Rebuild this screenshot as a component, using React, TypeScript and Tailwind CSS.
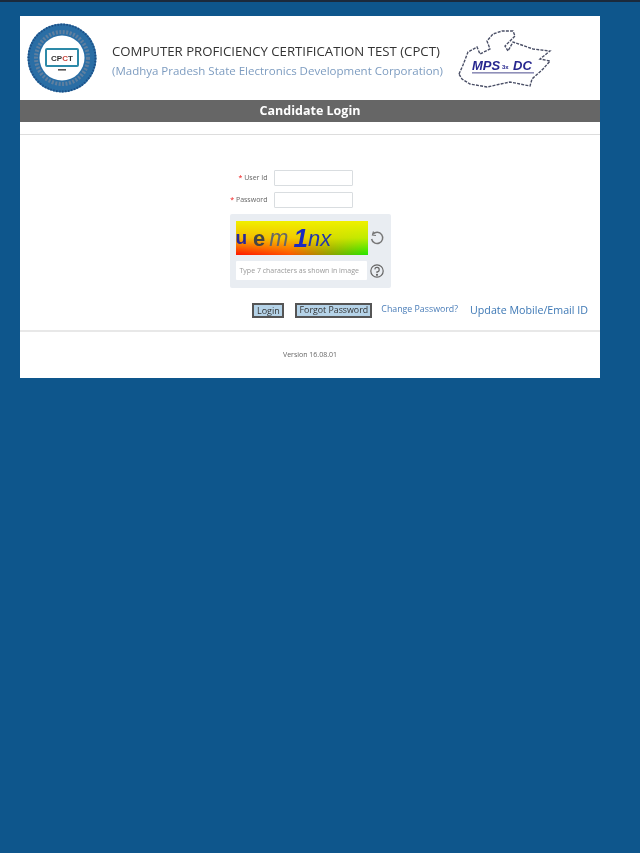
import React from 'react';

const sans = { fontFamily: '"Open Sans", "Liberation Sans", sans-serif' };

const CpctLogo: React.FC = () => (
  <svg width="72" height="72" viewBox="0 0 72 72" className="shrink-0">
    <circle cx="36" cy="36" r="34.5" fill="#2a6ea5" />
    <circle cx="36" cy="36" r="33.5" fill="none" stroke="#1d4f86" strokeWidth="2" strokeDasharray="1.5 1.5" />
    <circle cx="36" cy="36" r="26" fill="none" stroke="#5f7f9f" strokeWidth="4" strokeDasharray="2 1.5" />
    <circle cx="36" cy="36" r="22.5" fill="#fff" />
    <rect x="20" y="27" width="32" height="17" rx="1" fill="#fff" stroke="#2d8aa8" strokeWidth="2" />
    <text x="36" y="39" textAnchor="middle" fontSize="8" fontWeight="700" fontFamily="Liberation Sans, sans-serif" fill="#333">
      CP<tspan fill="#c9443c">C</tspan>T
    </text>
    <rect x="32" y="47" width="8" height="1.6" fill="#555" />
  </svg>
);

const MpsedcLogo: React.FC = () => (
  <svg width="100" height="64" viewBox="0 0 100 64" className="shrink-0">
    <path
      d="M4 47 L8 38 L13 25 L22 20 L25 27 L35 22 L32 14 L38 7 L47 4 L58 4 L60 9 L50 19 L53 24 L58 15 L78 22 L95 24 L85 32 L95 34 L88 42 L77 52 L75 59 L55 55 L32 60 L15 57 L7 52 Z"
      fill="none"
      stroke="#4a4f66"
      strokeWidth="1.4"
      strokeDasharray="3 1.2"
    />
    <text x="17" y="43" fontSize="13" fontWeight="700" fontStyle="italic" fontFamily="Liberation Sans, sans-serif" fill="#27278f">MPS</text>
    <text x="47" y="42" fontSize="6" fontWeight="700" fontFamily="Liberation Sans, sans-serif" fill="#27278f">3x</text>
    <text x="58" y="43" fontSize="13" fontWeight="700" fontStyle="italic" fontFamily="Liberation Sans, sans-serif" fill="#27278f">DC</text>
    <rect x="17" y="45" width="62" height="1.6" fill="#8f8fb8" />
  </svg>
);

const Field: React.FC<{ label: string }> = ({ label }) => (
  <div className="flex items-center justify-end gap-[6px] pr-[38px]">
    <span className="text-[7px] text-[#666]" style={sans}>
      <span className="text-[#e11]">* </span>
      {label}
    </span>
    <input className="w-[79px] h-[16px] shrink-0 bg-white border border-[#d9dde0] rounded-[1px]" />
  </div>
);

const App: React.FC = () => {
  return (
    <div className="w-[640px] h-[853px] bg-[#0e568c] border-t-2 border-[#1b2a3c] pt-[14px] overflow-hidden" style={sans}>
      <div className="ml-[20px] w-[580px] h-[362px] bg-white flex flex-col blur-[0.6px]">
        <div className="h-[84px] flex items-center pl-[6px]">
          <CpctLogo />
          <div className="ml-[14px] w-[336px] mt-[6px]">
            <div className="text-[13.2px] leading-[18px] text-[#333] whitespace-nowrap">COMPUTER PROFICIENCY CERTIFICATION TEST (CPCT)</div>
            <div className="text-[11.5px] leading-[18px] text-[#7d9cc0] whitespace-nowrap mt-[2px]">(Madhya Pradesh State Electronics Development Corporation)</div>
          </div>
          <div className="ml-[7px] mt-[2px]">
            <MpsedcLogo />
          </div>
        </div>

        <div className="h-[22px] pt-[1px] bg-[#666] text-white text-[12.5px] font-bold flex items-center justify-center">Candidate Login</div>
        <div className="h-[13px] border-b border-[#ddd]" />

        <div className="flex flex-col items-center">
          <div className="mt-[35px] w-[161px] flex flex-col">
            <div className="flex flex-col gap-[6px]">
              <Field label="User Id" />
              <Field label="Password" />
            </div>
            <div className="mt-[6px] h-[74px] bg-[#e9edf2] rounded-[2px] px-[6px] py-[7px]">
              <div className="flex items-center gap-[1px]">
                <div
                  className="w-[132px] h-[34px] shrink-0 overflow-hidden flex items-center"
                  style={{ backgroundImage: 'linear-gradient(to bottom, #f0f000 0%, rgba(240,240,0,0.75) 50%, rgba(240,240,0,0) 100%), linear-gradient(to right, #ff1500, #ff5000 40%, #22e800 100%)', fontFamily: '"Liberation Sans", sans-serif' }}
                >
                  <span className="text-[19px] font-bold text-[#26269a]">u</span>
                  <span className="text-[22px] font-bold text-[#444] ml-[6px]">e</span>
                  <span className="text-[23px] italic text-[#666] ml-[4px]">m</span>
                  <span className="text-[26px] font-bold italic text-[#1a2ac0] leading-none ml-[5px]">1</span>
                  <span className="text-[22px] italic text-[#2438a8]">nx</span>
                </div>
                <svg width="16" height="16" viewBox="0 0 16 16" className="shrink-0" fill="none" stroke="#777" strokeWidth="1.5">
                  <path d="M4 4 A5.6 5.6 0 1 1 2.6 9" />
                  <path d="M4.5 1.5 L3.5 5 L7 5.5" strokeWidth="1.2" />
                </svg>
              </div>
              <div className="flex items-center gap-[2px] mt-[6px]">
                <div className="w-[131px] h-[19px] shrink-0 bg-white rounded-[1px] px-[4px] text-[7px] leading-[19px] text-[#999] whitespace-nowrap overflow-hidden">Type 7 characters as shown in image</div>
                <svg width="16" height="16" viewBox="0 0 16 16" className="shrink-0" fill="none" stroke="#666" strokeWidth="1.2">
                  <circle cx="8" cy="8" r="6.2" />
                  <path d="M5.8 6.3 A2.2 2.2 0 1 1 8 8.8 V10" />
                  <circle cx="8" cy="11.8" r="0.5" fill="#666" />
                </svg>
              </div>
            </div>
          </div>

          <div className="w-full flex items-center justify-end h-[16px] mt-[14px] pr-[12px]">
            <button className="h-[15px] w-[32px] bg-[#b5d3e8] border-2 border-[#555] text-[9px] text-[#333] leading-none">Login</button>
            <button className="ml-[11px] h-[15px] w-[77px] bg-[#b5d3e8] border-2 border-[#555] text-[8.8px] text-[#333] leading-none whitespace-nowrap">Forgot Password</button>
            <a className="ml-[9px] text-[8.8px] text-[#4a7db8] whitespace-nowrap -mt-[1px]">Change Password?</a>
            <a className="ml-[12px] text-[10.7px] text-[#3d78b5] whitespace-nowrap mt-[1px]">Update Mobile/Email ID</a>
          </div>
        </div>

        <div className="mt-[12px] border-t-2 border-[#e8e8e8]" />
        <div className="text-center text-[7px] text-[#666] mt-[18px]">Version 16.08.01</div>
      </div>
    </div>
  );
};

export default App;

---

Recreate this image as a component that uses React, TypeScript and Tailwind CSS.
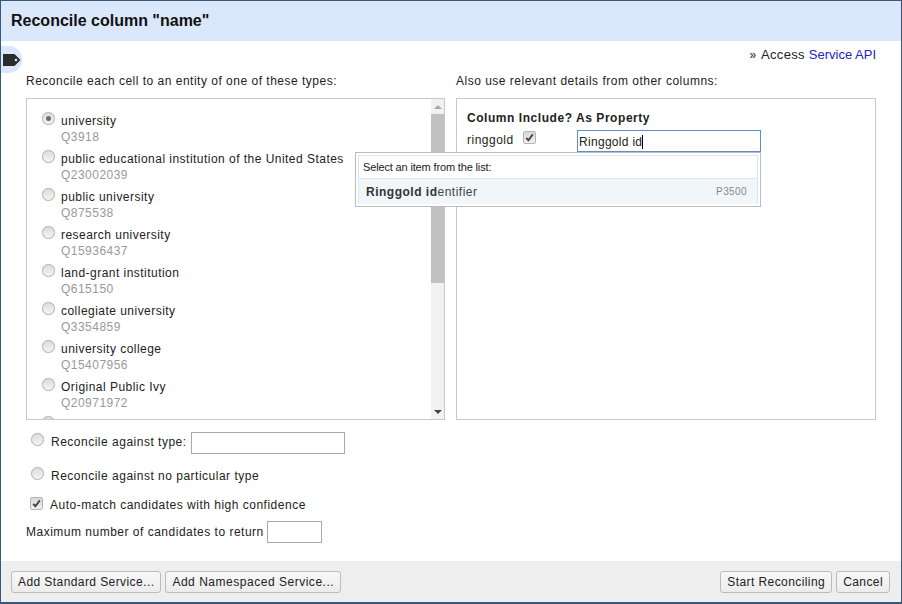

--

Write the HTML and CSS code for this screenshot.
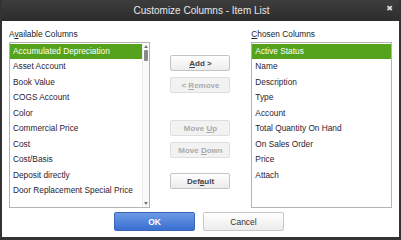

▶ **TASK INSTRUCTIONS**:
Reproduce every line from the entries that holds the word "Tailwind".

▶ **RESPONSE TO THE EXERCISE**:
Rebuild this screenshot as a component, using React, TypeScript and Tailwind CSS.
Recreate this image as a component that uses React, TypeScript and Tailwind CSS.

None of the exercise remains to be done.